Personnel isn’t really the issue for Spurs, it is how they are being used. The likes of Lamela, Eriksen, Chadli and Soldado are all quality footballers in their own right but of late they just look like ill-fitting cogs in an underperforming Spurs machine. I’m not suggesting that any of these players are at Suarez’s level, but he alone isn’t enough to explain the difference in league position this season.

Suarez’s impact isn’t just down to individual brilliance, he is part of a Liverpool side that is geared towards getting the best out of the resources they have. Brendan Rodgers hasn’t simply hashed together a side; he has meticulously planned the ins and outs of how he wants to play and the ways in which he can achieve that with what he has at his disposal.

Some say world class players are able to perform in any side and in any game, but I doubt Luis Suarez would enjoy half the success he has at Liverpool if he was part of the current Spurs set up. If it was down to Tim Sherwood he would probably be playing the Uruguayan as a lone striker, with Michael Dawson entrusted with pumping a series of hopeless long balls up to the pint sized forward.

I can accept that Spurs no longer have a Gareth Bale to pop up with a 30-yard screamer to grab the points regularly, but to suggest that their failings are down to the players they have is woefully ignorant.

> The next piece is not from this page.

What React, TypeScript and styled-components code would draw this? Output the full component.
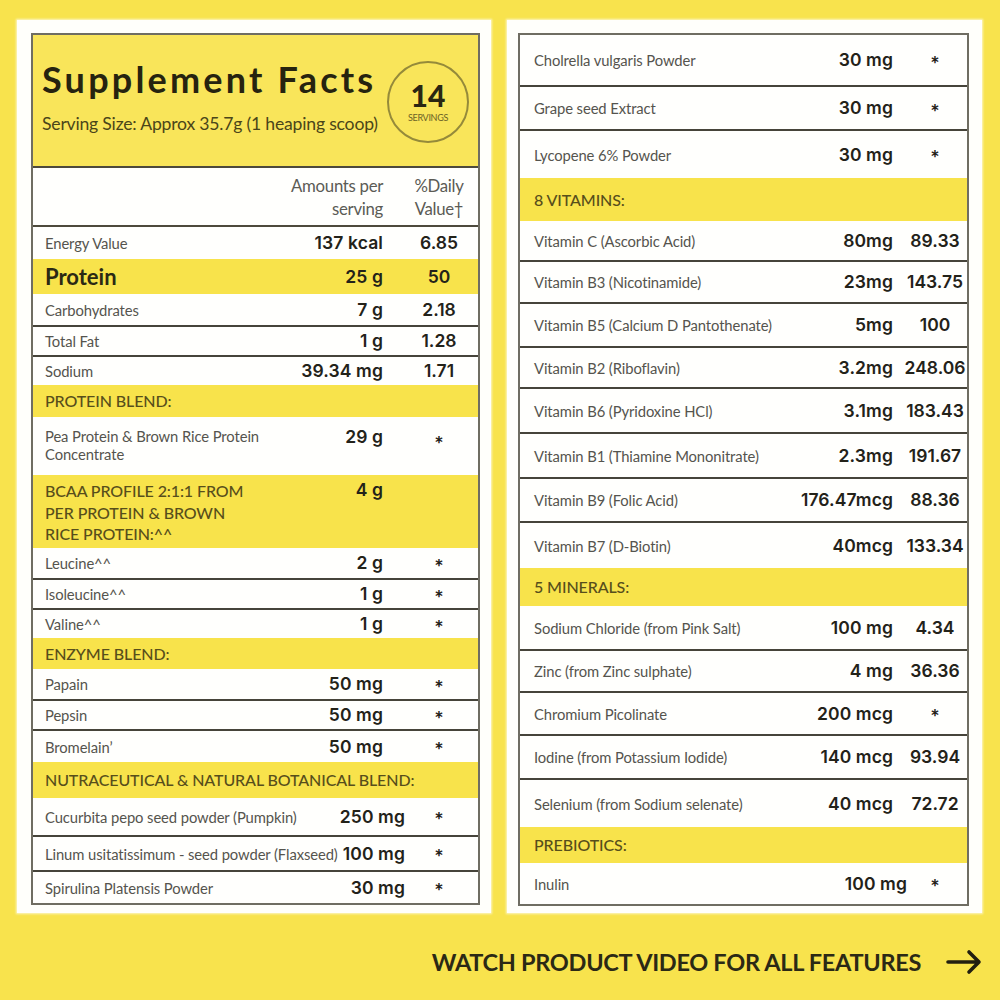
import React from "react";
import styled, { createGlobalStyle } from "styled-components";

const Global = createGlobalStyle`
  html, body { margin: 0; padding: 0; background: #f8e34d; }
  * { box-sizing: border-box; }
`;

type Item = {
  name?: string;
  section?: string;
  amt?: string;
  dv?: string;
  h: number;
  div?: boolean;
  shift?: boolean;
  top?: number;
  big?: boolean;
};

const left: Item[] = [
  { name: "Energy Value", amt: "137 kcal", dv: "6.85", h: 32 },
  { name: "Protein", amt: "25 g", dv: "50", h: 35, big: true },
  { name: "Carbohydrates", amt: "7 g", dv: "2.18", h: 31 },
  { name: "Total Fat", amt: "1 g", dv: "1.28", h: 30, div: true },
  { name: "Sodium", amt: "39.34 mg", dv: "1.71", h: 30, div: true },
  { section: "PROTEIN BLEND:", h: 32 },
  { name: "Pea Protein & Brown Rice Protein\nConcentrate", amt: "29 g", dv: "*", h: 58, top: 10 },
  { section: "BCAA PROFILE 2:1:1 FROM\nPER PROTEIN & BROWN\nRICE PROTEIN:^^", amt: "4 g", h: 73, top: 5 },
  { name: "Leucine^^", amt: "2 g", dv: "*", h: 30 },
  { name: "Isoleucine^^", amt: "1 g", dv: "*", h: 30, div: true },
  { name: "Valine^^", amt: "1 g", dv: "*", h: 30, div: true },
  { section: "ENZYME BLEND:", h: 31 },
  { name: "Papain", amt: "50 mg", dv: "*", h: 30 },
  { name: "Pepsin", amt: "50 mg", dv: "*", h: 30, div: true },
  { name: "Bromelain’", amt: "50 mg", dv: "*", h: 33, div: true },
  { section: "NUTRACEUTICAL & NATURAL BOTANICAL BLEND:", h: 36 },
  { name: "Cucurbita pepo seed powder (Pumpkin)", amt: "250 mg", dv: "*", h: 37, shift: true },
  { name: "Linum usitatissimum - seed powder (Flaxseed)", amt: "100 mg", dv: "*", h: 35, div: true, shift: true },
  { name: "Spirulina Platensis Powder", amt: "30 mg", dv: "*", h: 33, div: true, shift: true },
];

const right: Item[] = [
  { name: "Cholrella vulgaris Powder", amt: "30 mg", dv: "*", h: 50 },
  { name: "Grape seed Extract", amt: "30 mg", dv: "*", h: 44, div: true },
  { name: "Lycopene 6% Powder", amt: "30 mg", dv: "*", h: 49, div: true },
  { section: "8 VITAMINS:", h: 43 },
  { name: "Vitamin C (Ascorbic Acid)", amt: "80mg", dv: "89.33", h: 39 },
  { name: "Vitamin B3 (Nicotinamide)", amt: "23mg", dv: "143.75", h: 42, div: true },
  { name: "Vitamin B5 (Calcium D Pantothenate)", amt: "5mg", dv: "100", h: 44, div: true },
  { name: "Vitamin B2 (Riboflavin)", amt: "3.2mg", dv: "248.06", h: 41, div: true },
  { name: "Vitamin B6 (Pyridoxine HCl)", amt: "3.1mg", dv: "183.43", h: 45, div: true },
  { name: "Vitamin B1 (Thiamine Mononitrate)", amt: "2.3mg", dv: "191.67", h: 45, div: true },
  { name: "Vitamin B9 (Folic Acid)", amt: "176.47mcg", dv: "88.36", h: 44, div: true },
  { name: "Vitamin B7 (D-Biotin)", amt: "40mcg", dv: "133.34", h: 47, div: true },
  { section: "5 MINERALS:", h: 38 },
  { name: "Sodium Chloride (from Pink Salt)", amt: "100 mg", dv: "4.34", h: 43 },
  { name: "Zinc (from Zinc sulphate)", amt: "4 mg", dv: "36.36", h: 42, div: true },
  { name: "Chromium Picolinate", amt: "200 mcg", dv: "*", h: 43, div: true },
  { name: "Iodine (from Potassium Iodide)", amt: "140 mcg", dv: "93.94", h: 44, div: true },
  { name: "Selenium (from Sodium selenate)", amt: "40 mcg", dv: "72.72", h: 49, div: true },
  { section: "PREBIOTICS:", h: 36 },
  { name: "Inulin", amt: "100 mg", dv: "*", h: 41, shift: true },
];

const Page = styled.div`
  width: 1000px;
  height: 1000px;
  padding: 20px 18px 0 17px;
  background: #f8e34d;
  font-family: Lato, "Open Sans", sans-serif;
  display: flex;
  flex-direction: column;
`;

const Cards = styled.div`
  display: grid;
  grid-template-columns: 474px 475px;
  gap: 16px;
`;

const Card = styled.div<{ $side: "l" | "r" }>`
  background: #fffffb;
  height: 893px;
  padding: ${(p) => (p.$side === "l" ? "13px 11px 10px 14px" : "13px 13px 10px 11px")};
  box-shadow: 0 0 2px 1px rgba(255, 255, 250, 0.7);
`;

const Table = styled.div`
  border: 2px solid #6f6d62;
  display: flex;
  flex-direction: column;
  background: #fffffd;
`;

const Header = styled.div`
  height: 133px;
  background: #f9e55a;
  border-bottom: 2px solid #4d4a3c;
  display: flex;
  align-items: center;
  justify-content: space-between;
  padding: 0 9px 0 9px;
`;

const TitleBlock = styled.div`
  display: flex;
  flex-direction: column;
  gap: 15px;
  margin-top: -8px;
`;

const Title = styled.h1`
  margin: 0;
  font-family: Lato, sans-serif;
  font-weight: 700;
  font-size: 36px;
  line-height: 40px;
  letter-spacing: 3.2px;
  color: #26230f;
`;

const Serving = styled.div`
  font-family: Lato, sans-serif;
  font-size: 17.6px;
  line-height: 20px;
  color: #4a4519;
  letter-spacing: -0.2px;
`;

const Badge = styled.div`
  width: 82px;
  height: 82px;
  border-radius: 50%;
  border: 2px solid #958a3a;
  display: flex;
  flex-direction: column;
  align-items: center;
  justify-content: center;
  margin-top: 2px;
  flex-shrink: 0;
`;

const BadgeNum = styled.span`
  font-family: Lato, sans-serif;
  font-weight: 900;
  font-size: 30px;
  line-height: 28px;
  color: #2a2611;
`;

const BadgeLabel = styled.span`
  font-family: Lato, sans-serif;
  font-size: 9px;
  letter-spacing: -0.3px;
  color: #6b6226;
  margin-top: 3px;
`;

const ColHead = styled.div`
  height: 59px;
  border-bottom: 2px solid #4d4a3c;
  display: grid;
  grid-template-columns: 1fr auto 78px;
  align-items: center;
  font-family: Lato, sans-serif;
  font-size: 16.8px;
  line-height: 23px;
  color: #5b5b55;
`;

const ColHeadCell = styled.div<{ $pr: number; $align: "right" | "center" }>`
  text-align: ${(p) => p.$align};
  padding-right: ${(p) => p.$pr}px;
  white-space: pre-line;
  letter-spacing: -0.3px;
`;

const Row = styled.div<{ $h: number; $div?: boolean; $yellow?: boolean; $top?: number; $dv: number }>`
  height: ${(p) => p.$h}px;
  display: grid;
  grid-template-columns: 1fr auto ${(p) => p.$dv}px;
  align-items: ${(p) => (p.$top ? "start" : "center")};
  padding-top: ${(p) => p.$top ?? 0}px;
  background: ${(p) => (p.$yellow ? "#f8e34b" : "transparent")};
  border-top: ${(p) => (p.$div ? "2px solid #46443a" : "none")};
`;

const Name = styled.div<{ $pl: number; $big?: boolean }>`
  padding-left: ${(p) => p.$pl}px;
  font-family: Lato, sans-serif;
  font-size: ${(p) => (p.$big ? "22px" : "14.8px")};
  font-weight: ${(p) => (p.$big ? 700 : 400)};
  color: ${(p) => (p.$big ? "#2b2914" : "#55544e")};
  line-height: 18px;
  white-space: pre-line;
  letter-spacing: ${(p) => (p.$big ? "0" : "-0.1px")};
`;

const Section = styled.div<{ $pl: number }>`
  padding-left: ${(p) => p.$pl}px;
  font-family: Lato, sans-serif;
  font-weight: 500;
  font-size: 16px;
  line-height: 21.5px;
  color: #574e1b;
  white-space: pre;
  letter-spacing: -0.1px;
`;

const Amount = styled.div<{ $mr: number }>`
  font-family: Inter, "Open Sans", sans-serif;
  font-weight: 600;
  font-size: 17.5px;
  line-height: 20px;
  letter-spacing: 0.1px;
  color: #232219;
  text-align: right;
  margin-right: ${(p) => p.$mr}px;
  white-space: nowrap;
`;

const DV = styled.div<{ $star?: boolean }>`
  font-family: ${(p) => (p.$star ? "Lato, sans-serif" : "Inter, 'Open Sans', sans-serif")};
  font-weight: ${(p) => (p.$star ? 900 : 600)};
  font-size: ${(p) => (p.$star ? "21px" : "17.5px")};
  line-height: 20px;
  color: #232219;
  text-align: center;
  padding-top: ${(p) => (p.$star ? 7 : 0)}px;
`;

const Footer = styled.div`
  display: flex;
  justify-content: flex-end;
  align-items: center;
  gap: 25px;
  padding: 35px 0 0 0;
`;

const FooterText = styled.span`
  font-family: Lato, sans-serif;
  font-weight: 700;
  font-size: 23.5px;
  letter-spacing: -0.3px;
  color: #2b2915;
`;

type Cfg = { pl: number; dv: number; mr: number; mrShift: number };

function Rows({ items, cfg }: { items: Item[]; cfg: Cfg }) {
  return (
    <>
      {items.map((it, i) => (
        <Row
          key={i}
          $h={it.h}
          $div={it.div}
          $yellow={!!it.section || it.big}
          $top={it.top}
          $dv={cfg.dv}
        >
          {it.section ? (
            <Section $pl={cfg.pl}>{it.section}</Section>
          ) : (
            <Name $pl={cfg.pl} $big={it.big}>
              {it.name}
            </Name>
          )}
          <Amount $mr={it.shift ? cfg.mrShift : cfg.mr}>{it.amt ?? ""}</Amount>
          <DV $star={it.dv === "*"}>{it.dv ?? ""}</DV>
        </Row>
      ))}
    </>
  );
}

function Arrow() {
  return (
    <svg width="36" height="26" viewBox="0 0 36 26" fill="none">
      <path
        d="M2 13 H33 M23 3 L33 13 L23 23"
        stroke="#221f10"
        strokeWidth="3.6"
        strokeLinecap="round"
        strokeLinejoin="round"
      />
    </svg>
  );
}

export default function App() {
  return (
    <Page>
      <Global />
      <Cards>
        <Card $side="l">
          <Table>
            <Header>
              <TitleBlock>
                <Title>Supplement Facts</Title>
                <Serving>Serving Size: Approx 35.7g (1 heaping scoop)</Serving>
              </TitleBlock>
              <Badge>
                <BadgeNum>14</BadgeNum>
                <BadgeLabel>SERVINGS</BadgeLabel>
              </Badge>
            </Header>
            <ColHead>
              <div />
              <ColHeadCell $pr={17} $align="right">{"Amounts per\nserving"}</ColHeadCell>
              <ColHeadCell $pr={0} $align="center">{"%Daily\nValue†"}</ColHeadCell>
            </ColHead>
            <Rows items={left} cfg={{ pl: 12, dv: 78, mr: 17, mrShift: -5 }} />
          </Table>
        </Card>
        <Card $side="r">
          <Table>
            <Rows items={right} cfg={{ pl: 14, dv: 64, mr: 10, mrShift: -4 }} />
          </Table>
        </Card>
      </Cards>
      <Footer>
        <FooterText>WATCH PRODUCT VIDEO FOR ALL FEATURES</FooterText>
        <Arrow />
      </Footer>
    </Page>
  );
}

The most exciting playmaker the club has had since Modric is forced to play on the wing, while one of the most clinical strikers in Europe is made to play as a lone target man; surely these are the kinds of issues holding the club back?

A world-class player like Suarez would only paper over the clubs at Spurs, a desperate quick fix for a club with endemic problems running throughout. Rather than throwing money at players Spurs would do well to take a look at Rodgers’ Liverpool, a side that has spent considerably less yet still achieved the kinds of results Spurs could only dream of.

Will it need more than a simple solution for Spurs?